▶ **Work instructions**:
From the listing that follows, output everything exactly except the pictures.

—————

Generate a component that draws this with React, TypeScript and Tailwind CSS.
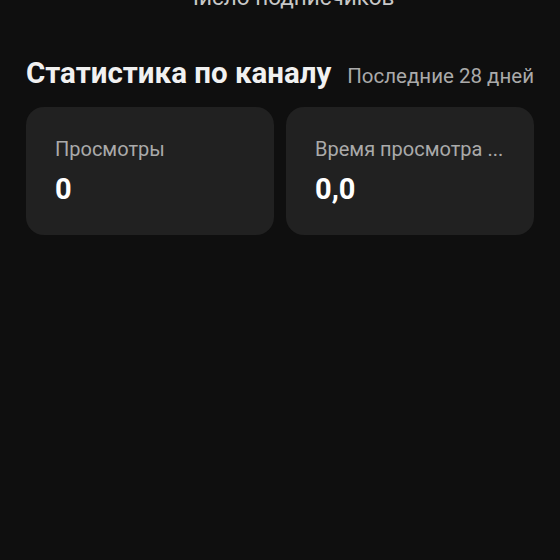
export default function App() {
  const stats = [
    { label: "Просмотры", value: "0" },
    { label: "Время просмотра ...", value: "0,0" },
  ];

  return (
    <div
      className="h-[560px] w-[560px] overflow-hidden bg-[#0f0f0f] text-[#f1f1f1]"
      style={{ fontFamily: "Roboto, 'Noto Sans', sans-serif" }}
    >
      <p className="mt-[-16px] pl-[18px] text-center text-[22.5px] leading-[26px] text-[#c8c8c8]">
        Число подписчиков
      </p>

      <div className="mt-[46px] flex items-baseline justify-between px-[26px]">
        <h2 className="text-[29.5px] font-bold leading-[34px]">Статистика по каналу</h2>
        <span className="text-[20.5px] leading-[24px] text-[#aaaaaa]">Последние 28 дней</span>
      </div>

      <div className="mt-[17px] grid grid-cols-2 gap-3 px-[26px]">
        {stats.map((s) => (
          <div key={s.label} className="rounded-[18px] bg-[#212121] pb-[28px] pl-[29px] pr-6 pt-[30px]">
            <p className="truncate text-[20px] leading-[24px] text-[#aaaaaa]">{s.label}</p>
            <p className="mt-[11px] text-[29px] font-bold leading-[35px] text-white">{s.value}</p>
          </div>
        ))}
      </div>
    </div>
  );
}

—————

▶ **Result of this exercise**:
Generate a component that draws this with React, TypeScript and Tailwind CSS.
export default function App() {
  const stats = [
    { label: "Просмотры", value: "0" },
    { label: "Время просмотра ...", value: "0,0" },
  ];

  return (
    <div
      className="h-[560px] w-[560px] overflow-hidden bg-[#0f0f0f] text-[#f1f1f1]"
      style={{ fontFamily: "Roboto, 'Noto Sans', sans-serif" }}
    >
      <p className="mt-[-16px] pl-[18px] text-center text-[22.5px] leading-[26px] text-[#c8c8c8]">
        Число подписчиков
      </p>

      <div className="mt-[46px] flex items-baseline justify-between px-[26px]">
        <h2 className="text-[29.5px] font-bold leading-[34px]">Статистика по каналу</h2>
        <span className="text-[20.5px] leading-[24px] text-[#aaaaaa]">Последние 28 дней</span>
      </div>

      <div className="mt-[17px] grid grid-cols-2 gap-3 px-[26px]">
        {stats.map((s) => (
          <div key={s.label} className="rounded-[18px] bg-[#212121] pb-[28px] pl-[29px] pr-6 pt-[30px]">
            <p className="truncate text-[20px] leading-[24px] text-[#aaaaaa]">{s.label}</p>
            <p className="mt-[11px] text-[29px] font-bold leading-[35px] text-white">{s.value}</p>
          </div>
        ))}
      </div>
    </div>
  );
}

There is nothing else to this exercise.